Take the listing from its first line through the line that contains "const pw = 'Fx9#kQ2!mZr'" and please retype those lines exactly, leaving out the pictures.

☆ ☆ ☆ ☆ ☆ ☆ ☆

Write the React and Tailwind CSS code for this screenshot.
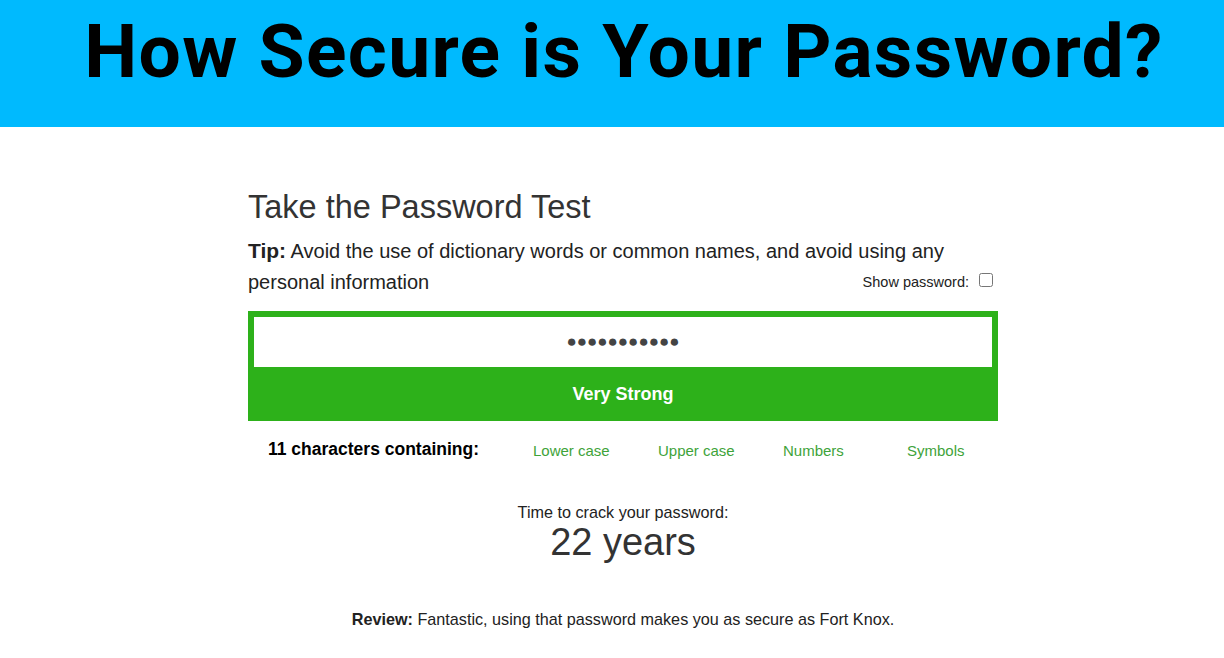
import { useState } from 'react'

export default function App() {
  const [show, setShow] = useState(false)
  const pw = 'Fx9#kQ2!mZr'

  return (
    <div className="min-h-[658px] bg-white font-['Liberation_Sans',Arial,sans-serif]">
      {/* Banner */}
      <div className="h-[127px] bg-[#00bafe] flex items-start justify-center pt-[6px] pl-[24px]">
        <h1 className="text-[75px] leading-[90px] font-bold tracking-[1.3px] text-black font-['Roboto',sans-serif]">
          How Secure is Your Password?
        </h1>
      </div>

      <div className="w-[750px] ml-[248px] pt-[60px]">
        <h2 className="text-[32.5px] leading-[40px] text-[#333]">Take the Password Test</h2>

        <div className="mt-[8px] text-[20px] leading-[31px] text-[#222]">
          <div>
            <b className="text-[21px]">Tip:</b> Avoid the use of dictionary words or common names, and avoid using any
          </div>
          <div className="flex items-center justify-between">
            <span>personal information</span>
            <label className="flex items-center gap-[10px] pr-[5px]">
              <span className="text-[14.5px] text-[#222]">Show password:</span>
              <input
                type="checkbox"
                checked={show}
                onChange={() => setShow(s => !s)}
                className="w-[14px] h-[14px] -mt-[6px]"
              />
            </label>
          </div>
        </div>

        {/* Strength box */}
        <div className="bg-[#2db11a] px-[6px] pt-[6px] mt-[13px]">
          <div className="h-[50px] bg-white flex items-center justify-center text-[#444] text-[17px]">
            {show ? pw : '●●●●●●●●●●●'}
          </div>
          <div className="h-[54px] flex items-center justify-center text-white font-bold text-[18px]">
            Very Strong
          </div>
        </div>

        {/* Criteria */}
        <div className="flex items-center h-[60px] text-[15px]">
          <div className="w-[285px] pl-[20px] font-bold text-[17.5px] text-black -mt-[4px]">11 characters containing:</div>
          <div className="flex text-[#3ea33a]">
            <span className="w-[125px]">Lower case</span>
            <span className="w-[125px]">Upper case</span>
            <span className="w-[124px]">Numbers</span>
            <span>Symbols</span>
          </div>
        </div>

        <div className="text-center mt-[21px] text-[#222]">
          <div className="text-[16.2px] leading-[20px]">Time to crack your password:</div>
          <div className="text-[38px] leading-[40px] text-[#333]">22 years</div>
        </div>

        <p className="text-center text-[16.2px] text-[#222] mt-[45px]">
          <b>Review:</b> Fantastic, using that password makes you as secure as Fort Knox.
        </p>
      </div>
    </div>
  )
}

☆ ☆ ☆ ☆ ☆ ☆ ☆

▶ Solution to this problem
Write the React and Tailwind CSS code for this screenshot.
import { useState } from 'react'

export default function App() {
  const [show, setShow] = useState(false)
  const pw = 'Fx9#kQ2!mZr'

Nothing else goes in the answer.